Ma nel secolo scorso, dalle suffragette fino al movimento femminista, è iniziato concretamente un lungo cammino verso la parità di diritti.
La donna voleva entrare nel mondo del lavoro e l’abbigliamento doveva assecondare e rispondere a questa nuova esigenza, voleva gestire i suoi soldi quindi la moda doveva iniziare a proporre uno stile che piacesse a Lei. La donna voleva rubare dal grande schermo l’immagine femminile forte e determinata incarnata dalle dive del cinema; voleva indossare lo stesso abito di Marlene Dietrich o di Greta Garbo, perché questo rappresentava la libertà di espressione. La donna contemporanea doveva cercare nuovi modelli a cui ispirarsi, per la sua trasformazione, e il cinema, gli stilisti, l’arte e la società del pensiero le ha fornito icone a cui riferirsi. L’abito quindi, non è solo un vestito del corpo ma anche della mente, le indossatrici ed il loro casting determinano e delineano lo specchio in cui si riflette la nuova donna. Perché parliamo di casting in un’epoca in cui il casting non esisteva? Il casting è esistito indirettamente anche nei primi decenni del novecento attraverso il processo di identificazione e di imitazione di modelli femminili a cui affidare la propria immagine.

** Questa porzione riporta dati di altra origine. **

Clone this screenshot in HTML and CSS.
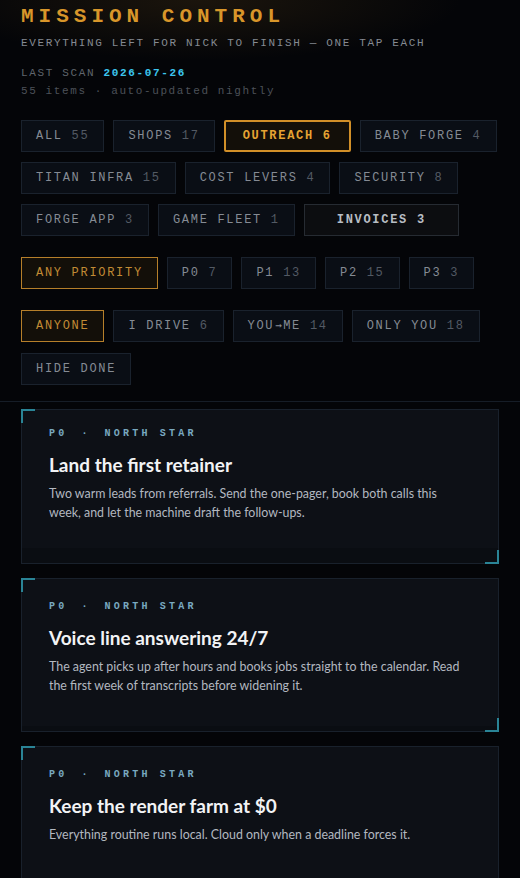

Se Marlene Dietrich indossava abiti maschili e androgini per esternare la sua ribellione nei confronti dell’immagine femminile ostentata dai regimi totalitari, le donne più emancipate la consideravano un modello da imitare e lo stesso si è verificato negli anni seguenti con le attrici o le modelle in voga in un determinato periodo storico. In principio la scelta delle persone/personaggi “in voga” non si chiamava casting, ma rispetto ad oggi il risultato non è cambiato: i mezzi di comunicazione di massa lanciano modelli, l’uomo comune li imita.